Investeren in duurzame gebouwen
Ondernemende partners kijken altijd vooruit en zoeken actief naar middelen om hun gebouwen energetisch te verbeteren. De zorgsector wordt daarin ondersteunt door VIPA die klimaatsubsidies aanbiedt voor alle energiebesparende maatregelen. Voor het vrij gesubsidieerd onderwijs beperkt Agion zich tot het aanbieden van renteloze energieleningen voor investeringen in isolatie, hoogrendementsketels en zonnepanelen. Voor scholen met een verouderd patrimonium die vaak nog moeten investeren in dubbele beglazing of dakisolatie is er meer nodig. Mogen we hopen dat de start van dit decennium ook de start is van een actievere ondersteuning vanuit de overheid om ook de schoolgebouwen te verduurzamen?
De fysische en financiële normen houden organisaties niet tegen om met een open blik te zoeken naar opportuniteiten
Stadsverwarming? Warmtenet? Een kleine toelichting.
Gent beschikt over een net van ondergrondse leidingen die vertrekken in de elektriciteitscentrale in de Ham.

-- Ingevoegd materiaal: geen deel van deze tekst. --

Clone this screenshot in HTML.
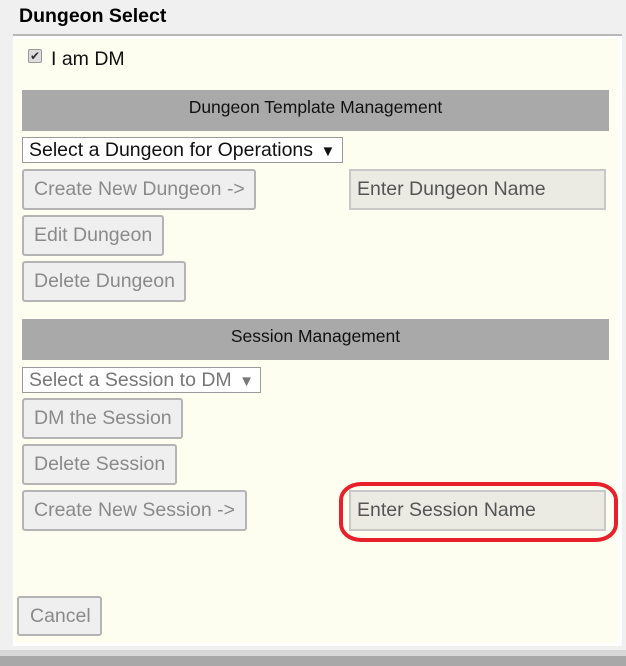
<!DOCTYPE html>
<html><head><style>
*{margin:0;padding:0;box-sizing:border-box}
body{width:626px;height:666px;background:#f0f0f0;position:relative;overflow:hidden;font-family:"Liberation Sans",sans-serif}
.a{position:absolute}
.btn{position:absolute;background:#efefef;border:2px solid #b4b4b4;border-radius:3px;color:#8a8a8a;font-size:19.5px;line-height:36px;padding-left:10px;white-space:nowrap}
.inp{position:absolute;background:#ebebe4;border:2px solid #c8c8c8;color:#555;font-size:19.5px;line-height:36px;padding-left:6px;white-space:nowrap}
.bar{position:absolute;left:22px;width:587px;height:41px;background:#a9a9a9;color:#111;font-size:17.5px;text-align:center;line-height:34px}
.sel{position:absolute;background:#fff;border:1px solid #9a9a9a;font-size:19.5px;line-height:24px;padding-left:6px;white-space:nowrap}
</style></head><body>
<div class="a" style="left:19px;top:5px;font-size:19.5px;font-weight:bold;color:#000">Dungeon Select</div>
<div class="a" style="left:13px;top:34px;width:609px;height:2px;background:#b8b8b8"></div>
<div class="a" style="left:13px;top:36px;width:609px;height:610px;background:#fff"></div>
<div class="a" style="left:15px;top:39px;width:602px;height:604px;background:#fefef0"></div>
<div class="a" style="left:0;top:656px;width:626px;height:10px;background:#a8a8a8"></div>
<div class="a" style="left:0;top:650px;width:626px;height:6px;background:#d8d8d8"></div>
<div class="a" style="left:28px;top:49px;width:14px;height:14px;background:#ddd;border:1px solid #999;border-radius:2px;font-size:12px;line-height:12px;text-align:center;color:#333">✔</div>
<div class="a" style="left:51px;top:48px;font-size:19.5px;color:#111">I am DM</div>
<div class="bar" style="top:90px">Dungeon Template Management</div>
<div class="sel" style="left:22px;top:137px;width:321px;height:26px;color:#111">Select a Dungeon for Operations <span style="font-size:15px;margin-left:2px">▼</span></div>
<div class="btn" style="left:22px;top:169px;width:234px;height:41px">Create New Dungeon -&gt;</div>
<div class="inp" style="left:349px;top:169px;width:257px;height:41px">Enter Dungeon Name</div>
<div class="btn" style="left:22px;top:215px;width:142px;height:41px">Edit Dungeon</div>
<div class="btn" style="left:22px;top:261px;width:164px;height:41px">Delete Dungeon</div>
<div class="bar" style="top:319px">Session Management</div>
<div class="sel" style="left:22px;top:367px;width:239px;height:26px;color:#777">Select a Session to DM <span style="font-size:15px;margin-left:2px">▼</span></div>
<div class="btn" style="left:22px;top:398px;width:161px;height:41px">DM the Session</div>
<div class="btn" style="left:22px;top:444px;width:155px;height:41px">Delete Session</div>
<div class="btn" style="left:22px;top:490px;width:225px;height:41px">Create New Session -&gt;</div>
<div class="inp" style="left:349px;top:490px;width:257px;height:41px">Enter Session Name</div>
<div class="a" style="left:339px;top:482px;width:279px;height:60px;border:4px solid #e8202a;border-radius:22px/18px"></div>
<div class="btn" style="left:17px;top:596px;width:85px;height:40px;padding-left:11px">Cancel</div>
</body></html>
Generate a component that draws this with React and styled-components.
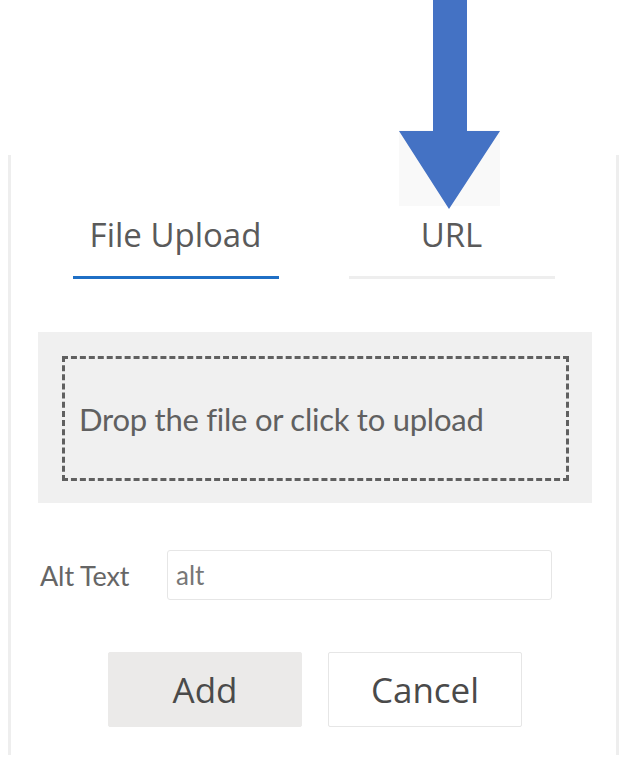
import React, { useState } from "react";
import styled, { createGlobalStyle } from "styled-components";

const Global = createGlobalStyle`
  html, body { margin: 0; padding: 0; background: #ffffff; }
  body { font-family: "Open Sans", "Noto Sans", sans-serif; }
  * { box-sizing: border-box; }
`;

const Page = styled.div`
  position: relative;
  width: 637px;
  height: 768px;
  padding-top: 155px;
  padding-left: 8px;
`;

const Panel = styled.div`
  width: 611px;
  height: 600px;
  border-left: 3px solid #eeeeee;
  border-right: 3px solid #eeeeee;
  padding: 60px 24px 28px 27px;
  display: flex;
  flex-direction: column;
`;

const Tabs = styled.div`
  display: flex;
  justify-content: center;
  gap: 70px;
  margin-left: -3px;
`;

const Tab = styled.button`
  width: 206px;
  height: 64px;
  padding: 0 0 21px;
  background: none;
  border: none;
  border-bottom: 3px solid ${(p) => (p.$active ? "#1f6fc5" : "#eeeeee")};
  font-family: "Open Sans", "Noto Sans", sans-serif;
  font-size: 33px;
  line-height: 40px;
  color: #5a5a5a;
  cursor: pointer;
`;

const DropZone = styled.div`
  margin-top: 53px;
  height: 171px;
  background: #f0f0f0;
  padding: 24px 23px 22px 24px;
  display: flex;
`;

const Dashed = styled.div`
  flex: 1;
  border: 3px dashed #606060;
  display: flex;
  align-items: center;
  padding-left: 14px;
  font-family: "Lato", "Open Sans", sans-serif;
  font-size: 31px;
  font-weight: 400;
  color: #606060;
  letter-spacing: -0.25px;
`;

const Row = styled.div`
  margin-top: 47px;
  display: flex;
  align-items: center;
`;

const Label = styled.label`
  width: 129px;
  padding-left: 2px;
  font-family: "Lato", "Open Sans", sans-serif;
  font-size: 27px;
  color: #666666;
  letter-spacing: -0.1px;
`;

const Input = styled.input`
  width: 385px;
  height: 50px;
  border: 1px solid #e6e6e6;
  border-radius: 3px;
  padding: 0 8px;
  font-family: "Lato", "Open Sans", sans-serif;
  font-size: 26px;
  color: #777777;
  outline: none;
`;

const Buttons = styled.div`
  margin-top: 52px;
  display: flex;
  justify-content: center;
  gap: 26px;
`;

const Button = styled.button`
  width: 194px;
  height: 75px;
  border: 1px solid ${(p) => (p.$primary ? "#ebeae9" : "#e6e6e6")};
  border-radius: 2px;
  background: ${(p) => (p.$primary ? "#ebeae9" : "#ffffff")};
  font-family: "Open Sans", "Noto Sans", sans-serif;
  font-size: 35px;
  color: #4a4a4a;
  cursor: pointer;
`;

const Arrow = styled.svg`
  position: absolute;
  left: 399px;
  top: 0;
  pointer-events: none;
`;

export default function App() {
  const [tab, setTab] = useState("file");
  return (
    <Page>
      <Global />
      <Panel>
        <Tabs>
          <Tab $active={tab === "file"} onClick={() => setTab("file")}>
            File Upload
          </Tab>
          <Tab $active={tab === "url"} onClick={() => setTab("url")}>
            URL
          </Tab>
        </Tabs>
        <DropZone>
          <Dashed>Drop the file or click to upload</Dashed>
        </DropZone>
        <Row>
          <Label htmlFor="alt">Alt Text</Label>
          <Input id="alt" defaultValue="alt" />
        </Row>
        <Buttons>
          <Button $primary>Add</Button>
          <Button>Cancel</Button>
        </Buttons>
      </Panel>
      <Arrow width="102" height="212" viewBox="0 0 102 212">
        <rect x="0" y="130" width="101" height="76" fill="#f9f9f9" />
        <polygon points="34,0 68,0 68,131 101,131 50,209 0,131 34,131" fill="#4472c4" />
      </Arrow>
    </Page>
  );
}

In deze leidingen zit water dat op zeer hoge temperatuur verwarmd wordt met de warmte die vrijkomt bij de productie van elektriciteit. Daar waar deze ‘chauffagebuizen’ ondergronds passeren, kan de verwarmingsinstallatie van een gebouw gekoppeld worden aan dit warmtenet.
De verwarmingsketel in het gebouw wordt dan vervangen door een warmtewisselaar. In dit toestel draagt het warmtenet zijn warmte over aan de verwarmingsbuizen van het gebouw. In plaats van zelf energie (gas of stookolie) te verbruiken om het water in het verwarmingscircuit op te warmen, gebruik je nu restwarmte van een productieproces die anders toch verloren zou gaan. Bovendien is er ook een milieueffect: geen verbranding van gas of mazout = geen CO²-uitstoot!
Op dit moment zijn o.a. AZ Sint-Lucas, zwembad Van Eyck en Universiteit Gent aangesloten. Binnenkort komt daar de Tondelier-site en Sint-Bavohumaniora bij.